Hut ab vor den Schauspielern, die ihren Raum hervorragend nutzen
Ein paar Gegenstände zur Ausstaffierung der Wohnung von Familie Wolff, eine Guillotine für den Amtmann - mehr Kulisse ist nicht wirklich.
Anders sieht es da schon bei Beckers Kostümen aus, die die zeitgenössische Garderobe des 1893 uraufgeführten Stückes nachempfinden. Und beim atmosphärischen Spiel mit Licht und Schatten unter der Leitung von Albrecht Rau und der Maske unter der Leitung von Grit Anders, die den Protagonisten schrille Gesichtsfarben verpasst, was die ironische Skurrilität noch steigert. Kurzum, eine schlichte und funktionale Bühne, die dank Licht und Maskerade atmosphärisch ordentlich aufgeladen ist: Das gibt den Schauspielern großen Raum zur Entfaltung. Sie wissen ihn wirklich famos zu nutzen.

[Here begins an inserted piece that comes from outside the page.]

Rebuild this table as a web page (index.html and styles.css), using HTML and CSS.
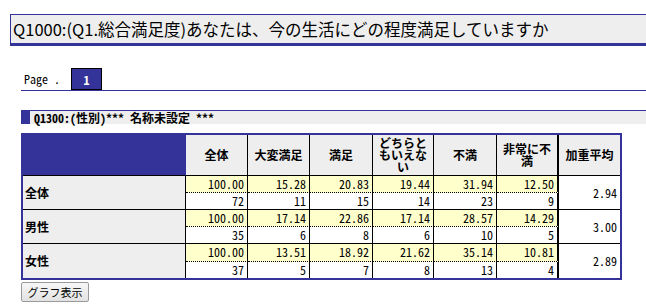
FILE: index.html
```html
<!DOCTYPE html>
<html lang="ja">
<head>
<meta charset="utf-8">
<title>Q1000</title>
<link rel="stylesheet" href="styles.css">
</head>
<body>
<div class="title">Q1000:(Q1.総合満足度)あなたは、今の生活にどの程度満足していますか</div>

<div class="pager">
  <span class="page-label">Page .</span>
  <span class="page-num">1</span>
</div>

<div class="sub">
  <span class="sub-mark"></span>
  <span class="sub-text">Q1300:(性別)*** 名称未設定 ***</span>
</div>

<table class="cross">
  <tr class="head">
    <th class="corner"></th>
    <th class="c1">全体</th>
    <th class="c2">大変満足</th>
    <th class="c3">満足</th>
    <th class="c4">どちらともいえない</th>
    <th class="c5">不満</th>
    <th class="c6 sep">非常に不満</th>
    <th class="c7 last">加重平均</th>
  </tr>
  <tr class="pct">
    <th class="label" rowspan="2">全体</th>
    <td>100.00</td><td>15.28</td><td>20.83</td><td>19.44</td><td>31.94</td><td class="sep">12.50</td>
    <td class="avg last" rowspan="2">2.94</td>
  </tr>
  <tr class="cnt">
    <td>72</td><td>11</td><td>15</td><td>14</td><td>23</td><td class="sep">9</td>
  </tr>
  <tr class="pct">
    <th class="label" rowspan="2">男性</th>
    <td>100.00</td><td>17.14</td><td>22.86</td><td>17.14</td><td>28.57</td><td class="sep">14.29</td>
    <td class="avg last" rowspan="2">3.00</td>
  </tr>
  <tr class="cnt">
    <td>35</td><td>6</td><td>8</td><td>6</td><td>10</td><td class="sep">5</td>
  </tr>
  <tr class="pct">
    <th class="label end" rowspan="2">女性</th>
    <td>100.00</td><td>13.51</td><td>18.92</td><td>21.62</td><td>35.14</td><td class="sep">10.81</td>
    <td class="avg last end" rowspan="2">2.89</td>
  </tr>
  <tr class="cnt end">
    <td>37</td><td>5</td><td>7</td><td>8</td><td>13</td><td class="sep">4</td>
  </tr>
</table>

<button class="graph-btn" type="button">グラフ表示</button>
</body>
</html>
```

FILE: styles.css
```css
html, body {
  margin: 0;
  padding: 0;
  background: #ffffff;
}
body {
  font-family: "Noto Sans Mono CJK JP", "Noto Sans CJK JP", monospace;
  font-size: 12px;
  color: #000;
}

.title {
  margin: 14px 0 0 10px;
  height: 28px;
  box-sizing: content-box;
  border-top: 1px solid #333399;
  border-left: 1px solid #333399;
  border-bottom: 3px solid #333399;
  background: #eeeeee;
  display: flex;
  align-items: center;
  padding-left: 2px;
  font-family: "Noto Sans CJK JP", sans-serif;
  font-size: 16.5px;
  line-height: 17px;
  white-space: nowrap;
}

.pager {
  margin: 22px 0 0 21px;
  border-bottom: 1px solid #333399;
  display: flex;
  align-items: center;
  height: 22px;
}
.page-label {
  padding-left: 3px;
  width: 47px;
  line-height: 12px;
}
.page-num {
  box-sizing: border-box;
  width: 31px;
  height: 22px;
  border: 1px solid #000;
  background: #333399;
  color: #fff;
  font-weight: bold;
  display: flex;
  align-items: center;
  justify-content: center;
}

.sub {
  margin: 19px 0 0 21px;
  border-top: 1px solid #333399;
  background: #eeeeee;
  height: 13px;
  display: flex;
  align-items: center;
}
.sub-mark {
  width: 9px;
  height: 13px;
  background: #333399;
}
.sub-text {
  margin-left: 4px;
  font-weight: bold;
  line-height: 13px;
  white-space: nowrap;
}

.cross {
  margin: 9px 0 0 21px;
  border: 2px solid #333399;
  border-collapse: separate;
  border-spacing: 0;
  table-layout: fixed;
  width: 601px;
}
.cross th,
.cross td {
  box-sizing: border-box;
  padding: 0 3px 0 2px;
  border-right: 1px solid #000;
  border-bottom: 1px solid #000;
  line-height: 12px;
  font-size: 12px;
}
.cross .last { border-right: none; }
.cross .sep { border-right: 2px solid #000; }

.head th {
  height: 41px;
  background: #eeeeee;
  font-weight: bold;
  text-align: center;
  vertical-align: middle;
  padding: 0 2px;
}
.head .corner {
  background: #333399;
  border-right: 1px solid #333399;
  border-bottom: 1px solid #000;
  width: 163px;
}
.head .c1 { width: 62px; }
.head .c2 { width: 62px; }
.head .c3 { width: 63px; }
.head .c4 { width: 61px; }
.head .c5 { width: 63px; }
.head .c6 { width: 62px; }
.head .c7 { width: 61px; }

.label {
  background: #eeeeee;
  text-align: left;
  font-weight: bold;
  vertical-align: middle;
  height: 34px;
}
.pct td {
  height: 17px;
  background: #ffffcc;
  text-align: right;
  border-bottom: 1px dotted #000;
}
.cnt td {
  height: 17px;
  background: #ffffff;
  text-align: right;
}
.cross .avg {
  background: #ffffff;
  text-align: right;
  vertical-align: middle;
  border-bottom: 1px solid #000;
}
.cross .end,
.cnt.end td {
  border-bottom: none;
}
.cnt.end td { height: 16px; }

.graph-btn {
  display: block;
  margin: 2px 0 0 21px;
  width: 68px;
  height: 20px;
  padding: 0;
  border: 1px solid #9a9a9a;
  border-radius: 2px;
  background: linear-gradient(#f7f7f7, #e2e2e2);
  font-family: "Noto Sans CJK JP", sans-serif;
  font-size: 11px;
  color: #000;
}
```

Allen voran Christine Reinhardt, die eine verschlagene Mutter Wolffen spielt. Kein Wässerchen kann diese Frau trüben, dabei hat sie es, quasi aus der Not der ärmlichen Verhältnisse heraus, wirklich faustdick hinter den Ohren. Vor praktisch keinem Diebstahl schreckt sie zurück, und es ist beeindruckend zu erleben, wie es Reinhardt gelingt, die verbrecherischen Seiten der Hausmutter hinter einer Fassade von Wohlanständigkeit zu verbergen.
Hut ab, auch vor Sebastian Muskalla, der als Amtsvorsteher Baron von Wehrhahn lautstark schwadronierend durch die Szenerie poltert und in seiner lächerlichen Weltfremdheit ein ums andere Mal die Lacher auf seiner Seite hat. Das macht richtig viel Spaß, denn Muskalla, der in Intendant Matthais Faltz Version von Gogols "Revisor" eine sehr ähnliche Figur spielt, ist diese Rolle praktisch auf den Leib geschrieben.
Eine tiefe Verbeugung auch vor Thomas Streibig, der einen höchst streitbaren und unausstehlichen Rentier Krüger auf die Bühne bringt, und vor Jürgen H. Keuchel als Julius Wolff. Wie gewohnt strahlt der gestandene Keuchel eine massive Präsenz aus, die dem Familienvater eine Art Zwiespältigkeit einschreibt.
Das Ensemble lässt es auf der Bühne am Schwanhof so richtig krachen
Zum einen ist er das ruppige Familienoberhaupt mit Herrschaftsanspruch. Das zum anderen aber unter der Fuchtel der Frau des Hauses steht, und Keuchel bringt diesen Pantoffelhelden in Patriarchenmaskerade wirklich gut rüber - das Durchsetzen, auch gegenüber Sohn Leon, den Ogün Derendeli gekonnt als verhätscheltes Bübchen gibt, haut nicht so richtig hin.
Besonders schrille und gerade deshalb gelungene Auftritte haben Julia Glasewald als völlig abgedrehte Wolff-Tochter Adelheid, Johannes Hubert als verklemmter Dr. Fleischer und Thomas Huth als zutiefst gechillter Hehler und Schiffer Wulkow. Genau wie Derendeli, der auch den Amtsschreiber Glasenapp gibt, spielt Johannes Hubert eine Doppelrolle und taucht gemeinsam mit Tobias M. Walter auch als ein Teil des Gespanns der durchtriebenen Motes-Brüder auf. Fabian Baumgarten als Amtsdiener Mitteldorf rundet die exquisite Leistung des gesamten Ensembles ab.
Damit zum Fazit: Wortel hat eine schwungvolle und höchst unterhaltsame Biberpelz-Version auf die Bühne gebracht, gerade weil er auf Ausstattungsdominanz und Firlefanz verzichtet und seinen Schauspielern freien Lauf lässt. Die danken das mit hervorragenden Leistungen und lassen es auf der Schwanhofbühne - übrigens ganz im Sinne Gerhart Hauptmanns - mal so richtig krachen und kräftig menscheln. Prädikat: höchst sehenswert. Weitere Aufführungen am 14. November und 28. Dezember um 19.30 Uhr und am 31. Dezember um 16 und um 20 Uhr.